§ **Required work**
Everything from the line with "Recreate this image" down to the line with "const widths3 = [18, 17, 18, 18, 17, 18, 9];" below must be printed exactly, those two lines included. Exclude pictures.

(Front-end source files)

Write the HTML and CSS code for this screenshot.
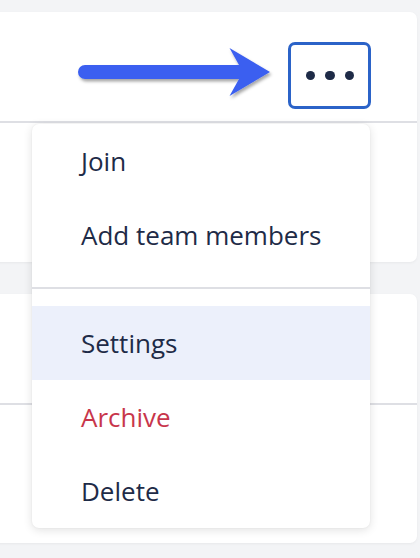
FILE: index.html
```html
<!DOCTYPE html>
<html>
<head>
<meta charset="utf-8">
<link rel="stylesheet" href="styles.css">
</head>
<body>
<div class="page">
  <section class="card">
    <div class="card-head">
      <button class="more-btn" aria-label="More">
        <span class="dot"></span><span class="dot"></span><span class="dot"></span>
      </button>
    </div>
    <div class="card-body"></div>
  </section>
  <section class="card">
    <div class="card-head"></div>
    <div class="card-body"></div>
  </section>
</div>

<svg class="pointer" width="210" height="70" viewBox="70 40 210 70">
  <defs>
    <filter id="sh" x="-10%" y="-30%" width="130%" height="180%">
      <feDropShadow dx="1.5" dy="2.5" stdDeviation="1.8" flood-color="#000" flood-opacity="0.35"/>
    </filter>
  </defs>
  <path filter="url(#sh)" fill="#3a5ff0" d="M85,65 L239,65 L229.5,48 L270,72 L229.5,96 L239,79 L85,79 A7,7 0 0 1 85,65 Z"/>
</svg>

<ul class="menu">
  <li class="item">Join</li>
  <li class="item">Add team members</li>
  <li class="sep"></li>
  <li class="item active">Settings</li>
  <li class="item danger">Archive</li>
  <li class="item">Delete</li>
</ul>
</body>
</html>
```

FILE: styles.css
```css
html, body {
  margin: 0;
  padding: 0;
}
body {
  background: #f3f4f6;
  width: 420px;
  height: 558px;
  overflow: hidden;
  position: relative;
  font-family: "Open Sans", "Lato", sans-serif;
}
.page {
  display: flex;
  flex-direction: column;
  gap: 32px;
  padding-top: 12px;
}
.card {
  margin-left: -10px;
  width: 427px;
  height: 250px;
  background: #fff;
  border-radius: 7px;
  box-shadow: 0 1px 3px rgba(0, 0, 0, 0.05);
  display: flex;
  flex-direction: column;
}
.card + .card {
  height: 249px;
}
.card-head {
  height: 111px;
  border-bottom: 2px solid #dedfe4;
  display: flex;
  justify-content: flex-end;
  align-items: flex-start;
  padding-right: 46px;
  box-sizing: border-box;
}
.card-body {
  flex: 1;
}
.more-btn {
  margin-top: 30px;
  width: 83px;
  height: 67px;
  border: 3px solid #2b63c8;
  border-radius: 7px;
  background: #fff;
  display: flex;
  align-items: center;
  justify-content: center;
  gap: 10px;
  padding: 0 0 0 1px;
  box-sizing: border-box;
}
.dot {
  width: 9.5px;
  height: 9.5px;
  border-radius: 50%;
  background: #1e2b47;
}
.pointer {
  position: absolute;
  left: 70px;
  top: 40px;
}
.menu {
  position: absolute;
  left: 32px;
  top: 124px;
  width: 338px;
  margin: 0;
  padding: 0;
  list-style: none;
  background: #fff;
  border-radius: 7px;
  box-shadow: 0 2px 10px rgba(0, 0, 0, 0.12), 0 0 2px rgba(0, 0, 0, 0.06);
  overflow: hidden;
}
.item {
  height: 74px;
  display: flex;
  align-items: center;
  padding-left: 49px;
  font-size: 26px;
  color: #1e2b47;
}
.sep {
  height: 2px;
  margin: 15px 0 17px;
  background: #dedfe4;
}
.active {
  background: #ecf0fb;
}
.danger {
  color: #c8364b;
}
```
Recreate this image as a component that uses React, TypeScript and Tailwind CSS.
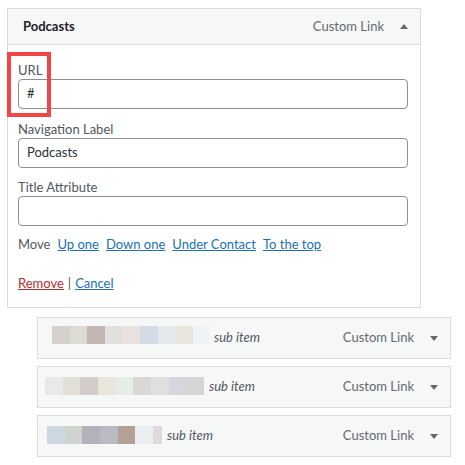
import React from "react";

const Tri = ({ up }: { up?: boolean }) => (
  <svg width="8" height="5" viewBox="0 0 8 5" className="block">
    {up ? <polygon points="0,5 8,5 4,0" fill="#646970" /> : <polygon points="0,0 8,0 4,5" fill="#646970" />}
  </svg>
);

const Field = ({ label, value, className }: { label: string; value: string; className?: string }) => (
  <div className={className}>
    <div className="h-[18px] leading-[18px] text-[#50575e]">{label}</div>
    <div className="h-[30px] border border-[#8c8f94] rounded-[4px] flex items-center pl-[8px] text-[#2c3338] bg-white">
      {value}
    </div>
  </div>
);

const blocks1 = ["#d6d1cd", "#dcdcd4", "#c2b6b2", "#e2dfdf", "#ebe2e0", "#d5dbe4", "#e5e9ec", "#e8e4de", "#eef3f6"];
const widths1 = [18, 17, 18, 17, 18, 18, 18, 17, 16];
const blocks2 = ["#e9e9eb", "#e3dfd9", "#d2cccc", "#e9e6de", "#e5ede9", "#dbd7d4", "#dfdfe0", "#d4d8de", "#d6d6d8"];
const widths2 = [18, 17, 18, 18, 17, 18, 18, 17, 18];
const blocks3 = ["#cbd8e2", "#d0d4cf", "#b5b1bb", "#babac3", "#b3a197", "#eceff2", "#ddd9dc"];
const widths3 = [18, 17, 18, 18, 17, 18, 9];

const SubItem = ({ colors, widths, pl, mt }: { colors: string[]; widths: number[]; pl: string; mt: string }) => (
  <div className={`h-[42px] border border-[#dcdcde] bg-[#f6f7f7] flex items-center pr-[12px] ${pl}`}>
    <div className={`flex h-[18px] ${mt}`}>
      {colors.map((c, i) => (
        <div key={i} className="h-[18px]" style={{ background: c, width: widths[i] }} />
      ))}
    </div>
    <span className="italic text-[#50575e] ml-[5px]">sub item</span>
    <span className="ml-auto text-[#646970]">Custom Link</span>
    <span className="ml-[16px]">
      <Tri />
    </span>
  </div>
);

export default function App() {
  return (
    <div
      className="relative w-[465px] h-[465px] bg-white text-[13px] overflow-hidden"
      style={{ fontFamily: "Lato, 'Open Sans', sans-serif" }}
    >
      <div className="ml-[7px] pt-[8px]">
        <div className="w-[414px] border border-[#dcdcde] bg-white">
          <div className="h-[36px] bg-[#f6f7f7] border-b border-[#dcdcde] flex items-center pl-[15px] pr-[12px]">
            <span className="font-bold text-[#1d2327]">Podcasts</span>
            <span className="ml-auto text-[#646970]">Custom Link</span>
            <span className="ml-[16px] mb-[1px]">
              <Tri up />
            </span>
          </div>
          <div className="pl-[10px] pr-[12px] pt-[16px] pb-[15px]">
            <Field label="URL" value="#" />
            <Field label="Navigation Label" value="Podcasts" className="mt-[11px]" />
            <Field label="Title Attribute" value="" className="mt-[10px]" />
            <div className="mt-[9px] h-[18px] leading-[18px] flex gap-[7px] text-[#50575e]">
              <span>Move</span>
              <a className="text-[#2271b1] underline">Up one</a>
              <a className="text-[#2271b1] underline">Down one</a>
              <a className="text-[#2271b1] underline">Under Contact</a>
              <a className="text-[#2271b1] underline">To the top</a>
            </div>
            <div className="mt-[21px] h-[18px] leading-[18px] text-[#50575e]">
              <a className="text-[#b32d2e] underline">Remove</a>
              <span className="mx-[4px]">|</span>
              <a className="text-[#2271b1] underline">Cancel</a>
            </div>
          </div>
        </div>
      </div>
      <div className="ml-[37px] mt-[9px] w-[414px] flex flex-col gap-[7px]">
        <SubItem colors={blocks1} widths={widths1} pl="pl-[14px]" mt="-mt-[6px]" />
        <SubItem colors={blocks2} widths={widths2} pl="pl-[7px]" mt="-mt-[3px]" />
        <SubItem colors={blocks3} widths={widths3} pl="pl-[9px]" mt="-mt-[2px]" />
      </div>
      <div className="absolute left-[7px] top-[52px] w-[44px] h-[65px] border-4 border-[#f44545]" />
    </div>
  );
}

§ **Solution for this problem**
Recreate this image as a component that uses React, TypeScript and Tailwind CSS.
import React from "react";

const Tri = ({ up }: { up?: boolean }) => (
  <svg width="8" height="5" viewBox="0 0 8 5" className="block">
    {up ? <polygon points="0,5 8,5 4,0" fill="#646970" /> : <polygon points="0,0 8,0 4,5" fill="#646970" />}
  </svg>
);

const Field = ({ label, value, className }: { label: string; value: string; className?: string }) => (
  <div className={className}>
    <div className="h-[18px] leading-[18px] text-[#50575e]">{label}</div>
    <div className="h-[30px] border border-[#8c8f94] rounded-[4px] flex items-center pl-[8px] text-[#2c3338] bg-white">
      {value}
    </div>
  </div>
);

const blocks1 = ["#d6d1cd", "#dcdcd4", "#c2b6b2", "#e2dfdf", "#ebe2e0", "#d5dbe4", "#e5e9ec", "#e8e4de", "#eef3f6"];
const widths1 = [18, 17, 18, 17, 18, 18, 18, 17, 16];
const blocks2 = ["#e9e9eb", "#e3dfd9", "#d2cccc", "#e9e6de", "#e5ede9", "#dbd7d4", "#dfdfe0", "#d4d8de", "#d6d6d8"];
const widths2 = [18, 17, 18, 18, 17, 18, 18, 17, 18];
const blocks3 = ["#cbd8e2", "#d0d4cf", "#b5b1bb", "#babac3", "#b3a197", "#eceff2", "#ddd9dc"];
const widths3 = [18, 17, 18, 18, 17, 18, 9];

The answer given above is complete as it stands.